Iam employer of Central government and I have pension in my office . Apart from that I can join NPS SCHEME.
PLEASE REPLY
Acc. to the exclusions on this page you can’t.
http://pfrda.org.in/faqdetails.asp?fid=228
You can also double check by calling the phone number shared on this thread.
Mr. Manshu
Yes, that is the help line of PFDRA. You may call them for any clarification.
V.K. Singh
Thank you for your response!
Dear Mr. Manshu
Alongwith you I am also updating my knowledge abourt NPS. The very first thing is that now there is no New Pension Scheme i.e. Now it has become New Pension System as available on the website of Pension Fund Development and Regulatory Authority of India, secondly every body who is below the age of 60, can join NPS. A 14 pages brochure is also available on the website of PFDRA which is quite useful. Also, clarification may be made over phone no.011-26892417 the enquiry counter of PFDRA.
Thanks
V.K. Singh
Dear Mr. Vijay – thank you for your comment – this is certainly new info that I wasn’t aware of.
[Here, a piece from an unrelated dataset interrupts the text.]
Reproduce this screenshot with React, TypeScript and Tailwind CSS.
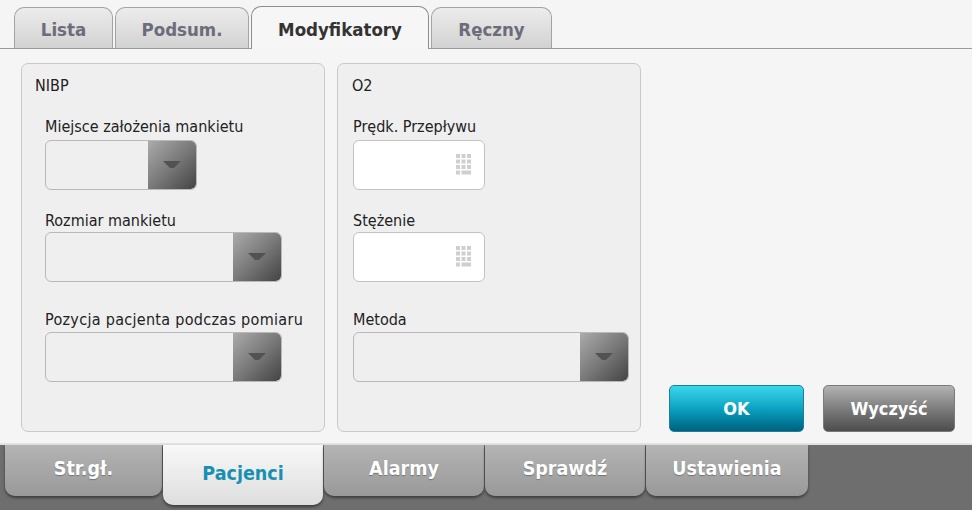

Do you have any personal experience of calling up the helpline?
If i were to choose amongst services providers for NPS ..What will be your suggestion amongst , LIC , Kotak , SBI and Reliance Capital and why . It will be great if you can help me to draw comparisions …Regards Avnish
I don’t have any recommendation on that Avnish since I don’t have any special insight on them. They have not been around for long for one to compare the historical record and I’m not aware of any other reasonable way to measure them.
in above reply returns on your contribution for 7 yrs have not been taken into account beacuse period is very short and return may not add much in only 7 yrs
Thanks for taking the trouble to and replying in such a comprehensive manner!
I am 30 yrs old now. Is there any calculator to know how much one need to invest to get amount as pension based on certain assumptions/factors.
Lets say.. I want 50k per month after 30 yrs..so how much I should invest now onwards.